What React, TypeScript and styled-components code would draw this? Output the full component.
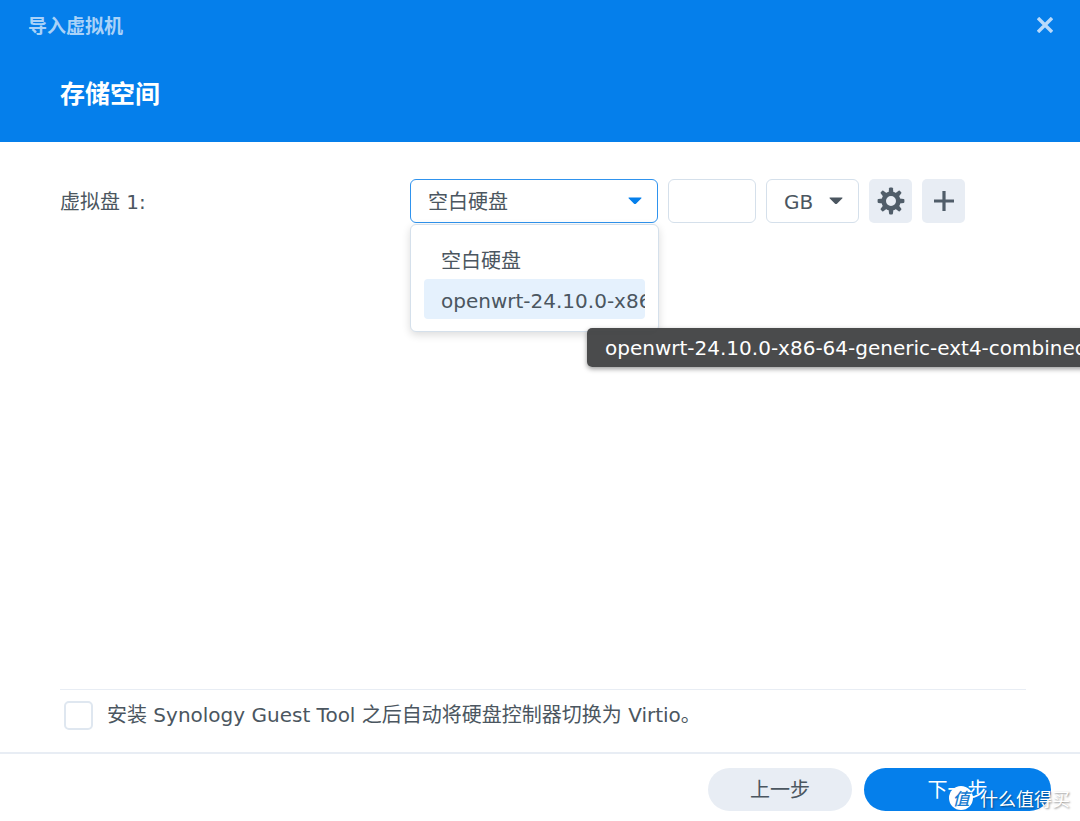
import React from "react";
import styled, { createGlobalStyle } from "styled-components";

const GlobalStyle = createGlobalStyle`
  *, *::before, *::after { box-sizing: border-box; }
  body { margin: 0; background: #fff; }
  body, button, input, select {
    font-family: "DejaVu Sans", "Noto Sans CJK SC", sans-serif;
    font-size: 20px;
    line-height: 24px;
    color: #4b5660;
  }
`;

const Dialog = styled.main`
  position: relative;
  display: flex;
  flex-direction: column;
  min-height: 100vh;
  overflow: hidden;
`;

const Header = styled.header`
  display: flex;
  flex-direction: column;
  gap: 36px;
  padding: 13px 33px 30px 28px;
  background: #057feb;
`;

const TitleBar = styled.div`
  display: flex;
  align-items: center;
  justify-content: space-between;
`;

const WindowTitle = styled.h1`
  margin: 0;
  font: bold 19px/24px "Noto Sans CJK SC", sans-serif;
  color: #a9d2f8;
`;

const CloseButton = styled.button`
  display: flex;
  align-items: center;
  justify-content: center;
  width: 24px;
  height: 24px;
  margin-right: -10px;
  padding: 0;
  border: 0;
  background: none;
  color: #b9dafa;
`;

const StepTitle = styled.h2`
  margin: 0 0 0 32px;
  font: bold 25px/39px "Noto Sans CJK SC", sans-serif;
  color: #fff;
`;

const Body = styled.section`
  display: flex;
  flex: 1;
  flex-direction: column;
  justify-content: space-between;
  padding: 37px 54px 0 60px;
`;

const DiskRow = styled.div`
  display: flex;
  align-items: center;
`;

const DiskLabel = styled.label`
  flex: 0 0 350px;
  padding-top: 2px;
`;

const Controls = styled.div`
  display: flex;
  gap: 10px;
`;

const SelectBox = styled.div<{ $width: number; $active?: boolean }>`
  position: relative;
  display: grid;
  align-items: center;
  width: ${(p) => p.$width}px;
  color: ${(p) => (p.$active ? "#057feb" : "#4b5660")};

  > select, > svg { grid-area: 1 / 1; }
  > select { border-color: ${(p) => (p.$active ? "#2f93ee" : "#d5e0eb")}; }
  > svg { justify-self: end; margin-right: 16px; pointer-events: none; }
`;

const Select = styled.select`
  width: 100%;
  height: 44px;
  padding: 2px 32px 0 17px;
  border: 1px solid;
  border-radius: 6px;
  outline: 0;
  appearance: none;
  background: #fff;
`;

const SizeInput = styled.input`
  width: 88px;
  height: 44px;
  padding: 0 12px;
  border: 1px solid #d5e0eb;
  border-radius: 6px;
  outline: 0;
`;

const IconButton = styled.button`
  display: flex;
  align-items: center;
  justify-content: center;
  width: 43px;
  height: 44px;
  padding: 0;
  border: 0;
  border-radius: 5px;
  background: #e8edf4;
  color: #505d69;
`;

const Menu = styled.ul`
  position: absolute;
  top: 45px;
  left: 0;
  z-index: 1;
  width: 249px;
  margin: 0;
  padding: 14px 13px 12px;
  border: 1px solid #d5e0eb;
  border-radius: 6px;
  background: #fff;
  box-shadow: 0 3px 8px rgba(0, 0, 0, 0.14);
  color: #4b5660;
  list-style: none;
`;

const MenuItem = styled.li<{ $hover?: boolean }>`
  height: 40px;
  padding: 0 0 0 17px;
  overflow: hidden;
  border-radius: 4px;
  background: ${(p) => (p.$hover ? "#e5f1fd" : "transparent")};
  line-height: 44px;
  white-space: nowrap;
`;

const Tooltip = styled.div`
  position: absolute;
  top: 149px;
  left: 177px;
  z-index: 2;
  padding: 1px 18px 0;
  border-radius: 5px;
  background: rgba(64, 65, 66, 0.95);
  box-shadow: 0 2px 5px rgba(0, 0, 0, 0.4);
  color: #fff;
  line-height: 38px;
  white-space: nowrap;
`;

const OptionRow = styled.div`
  display: flex;
  align-items: center;
  gap: 14px;
  height: 63px;
  padding: 0 4px 12px;
  border-top: 1px solid #e8edf4;
`;

const Checkbox = styled.input`
  width: 29px;
  height: 29px;
  margin: 0;
  border: 2px solid #dfe7f0;
  border-radius: 5px;
  appearance: none;
  background: #fff;
`;

const Footer = styled.footer`
  display: flex;
  justify-content: flex-end;
  gap: 12px;
  padding: 14px 29px 10px;
  border-top: 2px solid #e8edf4;
`;

const PillButton = styled.button<{ $primary?: boolean }>`
  width: ${(p) => (p.$primary ? 187 : 144)}px;
  height: 43px;
  padding: 0;
  border: 0;
  border-radius: 22px;
  background: ${(p) => (p.$primary ? "#057feb" : "#e8edf4")};
  color: ${(p) => (p.$primary ? "#fff" : "#4b5660")};
`;

const Watermark = styled.div`
  position: absolute;
  right: 10px;
  bottom: 11px;
  display: flex;
  align-items: center;
  gap: 7px;
  color: #fff;
  font: 18px/24px "Noto Sans CJK SC", sans-serif;
  text-shadow: 1px 1px 2px rgba(0, 0, 0, 0.45);
  pointer-events: none;
`;

const WatermarkBadge = styled.span`
  width: 24px;
  height: 24px;
  border-radius: 50%;
  background: #fff;
  color: #1a7cd0;
  font-size: 17px;
  font-weight: 500;
  font-style: italic;
  line-height: 23px;
  text-align: center;
  text-shadow: none;
`;

const Caret = () => (
  <svg width="14" height="8" viewBox="0 0 14 8" fill="currentColor" aria-hidden="true">
    <path d="M1.2.5h11.6c.7 0 .9.6.4 1.1L8.2 6.5c-.8.8-1.6.8-2.4 0L.8 1.6C.3 1.1.5.5 1.2.5Z" />
  </svg>
);

const teeth = [0, 45, 90, 135, 180, 225, 270, 315];

const Gear = () => (
  <svg width="28" height="28" viewBox="-14 -14 28 28" aria-hidden="true">
    <circle r="7.3" fill="none" stroke="currentColor" strokeWidth="4.6" />
    {teeth.map((angle) => (
      <path
        key={angle}
        d="M-2.4-8.5-1.9-12.7Q-1.7-13.4-1-13.4H1Q1.7-13.4 1.9-12.7L2.4-8.5Z"
        fill="currentColor"
        transform={`rotate(${angle})`}
      />
    ))}
  </svg>
);

const Plus = () => (
  <svg width="20" height="20" viewBox="0 0 20 20" aria-hidden="true">
    <path d="M10 0v20M0 10h20" fill="none" stroke="currentColor" strokeWidth="3.2" />
  </svg>
);

const Cross = () => (
  <svg width="16" height="16" viewBox="0 0 16 16" aria-hidden="true">
    <path d="m1 1 14 14M15 1 1 15" fill="none" stroke="currentColor" strokeWidth="3.4" />
  </svg>
);

export default function App() {
  return (
    <>
      <GlobalStyle />
      <Dialog>
        <Header>
          <TitleBar>
            <WindowTitle>导入虚拟机</WindowTitle>
            <CloseButton type="button" aria-label="关闭">
              <Cross />
            </CloseButton>
          </TitleBar>
          <StepTitle>存储空间</StepTitle>
        </Header>

        <Body>
          <DiskRow>
            <DiskLabel htmlFor="disk">虚拟盘 1:</DiskLabel>
            <Controls>
              <SelectBox $width={248} $active>
                <Select id="disk" defaultValue="blank">
                  <option value="blank">空白硬盘</option>
                </Select>
                <Caret />
                <Menu role="listbox">
                  <MenuItem role="option">空白硬盘</MenuItem>
                  <MenuItem role="option" $hover>
                    openwrt-24.10.0-x86-64-generic-ext4-combined
                  </MenuItem>
                </Menu>
                <Tooltip role="tooltip">openwrt-24.10.0-x86-64-generic-ext4-combined</Tooltip>
              </SelectBox>
              <SizeInput type="text" aria-label="大小" />
              <SelectBox $width={93}>
                <Select aria-label="单位" defaultValue="GB">
                  <option>GB</option>
                </Select>
                <Caret />
              </SelectBox>
              <IconButton type="button" aria-label="设置">
                <Gear />
              </IconButton>
              <IconButton type="button" aria-label="添加">
                <Plus />
              </IconButton>
            </Controls>
          </DiskRow>

          <OptionRow>
            <Checkbox type="checkbox" id="virtio" />
            <label htmlFor="virtio">安装 Synology Guest Tool 之后自动将硬盘控制器切换为 Virtio。</label>
          </OptionRow>
        </Body>

        <Footer>
          <PillButton type="button">上一步</PillButton>
          <PillButton type="button" $primary>
            下一步
          </PillButton>
        </Footer>

        <Watermark>
          <WatermarkBadge>值</WatermarkBadge>
          什么值得买
        </Watermark>
      </Dialog>
    </>
  );
}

Set exercise: Gather and return every line that holds the string "components".

Answer to this problem:
What React, TypeScript and styled-components code would draw this? Output the full component.
import styled, { createGlobalStyle } from "styled-components";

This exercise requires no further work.